EXERCISE: Transcribe the records below in full; pictures stay out of the copy.
## Start DATASET CONTENT
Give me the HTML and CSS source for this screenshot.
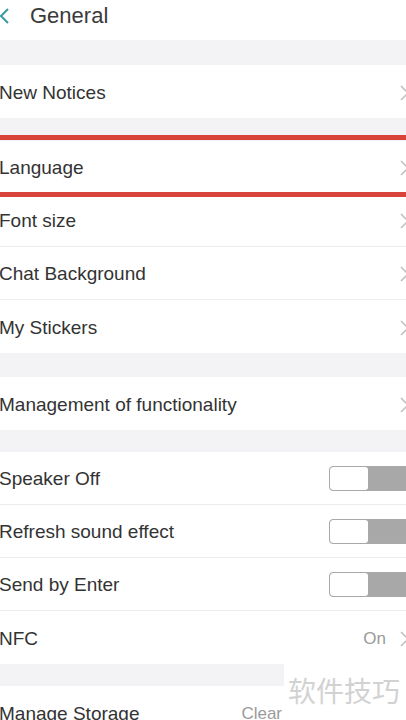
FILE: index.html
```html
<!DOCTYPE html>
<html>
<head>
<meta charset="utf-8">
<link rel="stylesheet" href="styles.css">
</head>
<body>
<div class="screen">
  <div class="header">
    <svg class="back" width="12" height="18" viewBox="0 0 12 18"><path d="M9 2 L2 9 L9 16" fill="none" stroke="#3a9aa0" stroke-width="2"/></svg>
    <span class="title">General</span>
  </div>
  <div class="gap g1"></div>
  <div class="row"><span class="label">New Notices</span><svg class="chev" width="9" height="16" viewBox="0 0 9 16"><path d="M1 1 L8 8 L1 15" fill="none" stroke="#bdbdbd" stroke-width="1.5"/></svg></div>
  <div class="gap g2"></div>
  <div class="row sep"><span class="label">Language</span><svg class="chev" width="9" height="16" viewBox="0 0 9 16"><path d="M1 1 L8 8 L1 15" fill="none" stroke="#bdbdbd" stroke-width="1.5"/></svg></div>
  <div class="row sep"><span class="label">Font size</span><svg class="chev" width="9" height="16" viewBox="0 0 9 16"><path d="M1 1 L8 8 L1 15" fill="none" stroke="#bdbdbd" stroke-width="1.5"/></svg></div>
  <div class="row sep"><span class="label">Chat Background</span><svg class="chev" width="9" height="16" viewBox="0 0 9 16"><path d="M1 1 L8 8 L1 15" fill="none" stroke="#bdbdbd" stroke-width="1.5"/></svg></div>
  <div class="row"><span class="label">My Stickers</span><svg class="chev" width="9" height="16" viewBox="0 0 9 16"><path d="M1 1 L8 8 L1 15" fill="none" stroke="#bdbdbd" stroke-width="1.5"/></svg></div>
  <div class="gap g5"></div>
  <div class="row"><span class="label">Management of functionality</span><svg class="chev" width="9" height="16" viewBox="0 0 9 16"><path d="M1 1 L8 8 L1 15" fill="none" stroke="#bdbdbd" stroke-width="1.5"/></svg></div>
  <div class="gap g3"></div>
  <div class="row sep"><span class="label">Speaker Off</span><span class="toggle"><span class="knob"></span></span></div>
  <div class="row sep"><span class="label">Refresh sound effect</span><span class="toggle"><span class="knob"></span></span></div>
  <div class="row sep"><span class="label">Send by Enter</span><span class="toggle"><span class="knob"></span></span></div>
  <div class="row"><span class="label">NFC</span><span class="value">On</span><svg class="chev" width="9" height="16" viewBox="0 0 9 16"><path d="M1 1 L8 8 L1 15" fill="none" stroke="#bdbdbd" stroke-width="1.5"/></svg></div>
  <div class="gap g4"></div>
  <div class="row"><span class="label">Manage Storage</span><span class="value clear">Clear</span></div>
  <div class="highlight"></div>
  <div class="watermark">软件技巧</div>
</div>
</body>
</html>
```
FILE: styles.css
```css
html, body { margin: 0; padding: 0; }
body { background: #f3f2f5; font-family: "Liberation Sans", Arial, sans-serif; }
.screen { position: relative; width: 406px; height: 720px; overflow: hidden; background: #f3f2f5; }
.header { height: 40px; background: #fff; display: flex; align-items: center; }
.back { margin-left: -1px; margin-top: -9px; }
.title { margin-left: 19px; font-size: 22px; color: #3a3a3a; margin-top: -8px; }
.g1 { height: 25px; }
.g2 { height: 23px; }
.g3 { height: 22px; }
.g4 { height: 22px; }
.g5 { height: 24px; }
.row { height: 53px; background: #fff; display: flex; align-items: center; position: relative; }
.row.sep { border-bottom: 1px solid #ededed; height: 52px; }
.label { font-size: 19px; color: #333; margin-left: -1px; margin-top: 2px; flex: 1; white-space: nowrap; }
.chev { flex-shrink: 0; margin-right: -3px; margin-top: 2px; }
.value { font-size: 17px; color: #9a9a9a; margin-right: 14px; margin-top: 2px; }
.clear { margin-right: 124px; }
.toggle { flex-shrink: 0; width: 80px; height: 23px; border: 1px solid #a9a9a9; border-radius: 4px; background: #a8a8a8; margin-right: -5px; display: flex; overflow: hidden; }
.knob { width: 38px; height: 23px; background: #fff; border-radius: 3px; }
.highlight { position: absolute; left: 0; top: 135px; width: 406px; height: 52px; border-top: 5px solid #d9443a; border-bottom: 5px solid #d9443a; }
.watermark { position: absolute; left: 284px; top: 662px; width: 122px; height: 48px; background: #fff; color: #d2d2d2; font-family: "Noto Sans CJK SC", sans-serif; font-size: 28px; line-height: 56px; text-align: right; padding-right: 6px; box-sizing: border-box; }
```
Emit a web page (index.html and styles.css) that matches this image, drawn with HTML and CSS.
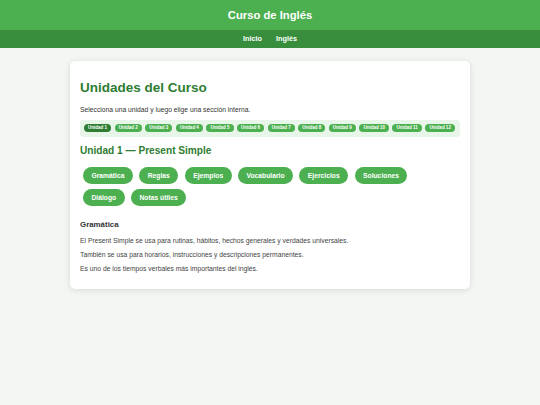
## End DATASET CONTENT
RESPONSE:
Give me the HTML and CSS source for this screenshot.
FILE: index.html
```html
<!DOCTYPE html>
<html>
<head>
<meta charset="utf-8">
<link rel="stylesheet" href="styles.css">
</head>
<body>
<div class="screen">
  <div class="header">
    <svg class="back" width="12" height="18" viewBox="0 0 12 18"><path d="M9 2 L2 9 L9 16" fill="none" stroke="#3a9aa0" stroke-width="2"/></svg>
    <span class="title">General</span>
  </div>
  <div class="gap g1"></div>
  <div class="row"><span class="label">New Notices</span><svg class="chev" width="9" height="16" viewBox="0 0 9 16"><path d="M1 1 L8 8 L1 15" fill="none" stroke="#bdbdbd" stroke-width="1.5"/></svg></div>
  <div class="gap g2"></div>
  <div class="row sep"><span class="label">Language</span><svg class="chev" width="9" height="16" viewBox="0 0 9 16"><path d="M1 1 L8 8 L1 15" fill="none" stroke="#bdbdbd" stroke-width="1.5"/></svg></div>
  <div class="row sep"><span class="label">Font size</span><svg class="chev" width="9" height="16" viewBox="0 0 9 16"><path d="M1 1 L8 8 L1 15" fill="none" stroke="#bdbdbd" stroke-width="1.5"/></svg></div>
  <div class="row sep"><span class="label">Chat Background</span><svg class="chev" width="9" height="16" viewBox="0 0 9 16"><path d="M1 1 L8 8 L1 15" fill="none" stroke="#bdbdbd" stroke-width="1.5"/></svg></div>
  <div class="row"><span class="label">My Stickers</span><svg class="chev" width="9" height="16" viewBox="0 0 9 16"><path d="M1 1 L8 8 L1 15" fill="none" stroke="#bdbdbd" stroke-width="1.5"/></svg></div>
  <div class="gap g5"></div>
  <div class="row"><span class="label">Management of functionality</span><svg class="chev" width="9" height="16" viewBox="0 0 9 16"><path d="M1 1 L8 8 L1 15" fill="none" stroke="#bdbdbd" stroke-width="1.5"/></svg></div>
  <div class="gap g3"></div>
  <div class="row sep"><span class="label">Speaker Off</span><span class="toggle"><span class="knob"></span></span></div>
  <div class="row sep"><span class="label">Refresh sound effect</span><span class="toggle"><span class="knob"></span></span></div>
  <div class="row sep"><span class="label">Send by Enter</span><span class="toggle"><span class="knob"></span></span></div>
  <div class="row"><span class="label">NFC</span><span class="value">On</span><svg class="chev" width="9" height="16" viewBox="0 0 9 16"><path d="M1 1 L8 8 L1 15" fill="none" stroke="#bdbdbd" stroke-width="1.5"/></svg></div>
  <div class="gap g4"></div>
  <div class="row"><span class="label">Manage Storage</span><span class="value clear">Clear</span></div>
  <div class="highlight"></div>
  <div class="watermark">软件技巧</div>
</div>
</body>
</html>
```
FILE: styles.css
```css
html, body { margin: 0; padding: 0; }
body { background: #f3f2f5; font-family: "Liberation Sans", Arial, sans-serif; }
.screen { position: relative; width: 406px; height: 720px; overflow: hidden; background: #f3f2f5; }
.header { height: 40px; background: #fff; display: flex; align-items: center; }
.back { margin-left: -1px; margin-top: -9px; }
.title { margin-left: 19px; font-size: 22px; color: #3a3a3a; margin-top: -8px; }
.g1 { height: 25px; }
.g2 { height: 23px; }
.g3 { height: 22px; }
.g4 { height: 22px; }
.g5 { height: 24px; }
.row { height: 53px; background: #fff; display: flex; align-items: center; position: relative; }
.row.sep { border-bottom: 1px solid #ededed; height: 52px; }
.label { font-size: 19px; color: #333; margin-left: -1px; margin-top: 2px; flex: 1; white-space: nowrap; }
.chev { flex-shrink: 0; margin-right: -3px; margin-top: 2px; }
.value { font-size: 17px; color: #9a9a9a; margin-right: 14px; margin-top: 2px; }
.clear { margin-right: 124px; }
.toggle { flex-shrink: 0; width: 80px; height: 23px; border: 1px solid #a9a9a9; border-radius: 4px; background: #a8a8a8; margin-right: -5px; display: flex; overflow: hidden; }
.knob { width: 38px; height: 23px; background: #fff; border-radius: 3px; }
.highlight { position: absolute; left: 0; top: 135px; width: 406px; height: 52px; border-top: 5px solid #d9443a; border-bottom: 5px solid #d9443a; }
.watermark { position: absolute; left: 284px; top: 662px; width: 122px; height: 48px; background: #fff; color: #d2d2d2; font-family: "Noto Sans CJK SC", sans-serif; font-size: 28px; line-height: 56px; text-align: right; padding-right: 6px; box-sizing: border-box; }
```
Emit a web page (index.html and styles.css) that matches this image, drawn with HTML and CSS.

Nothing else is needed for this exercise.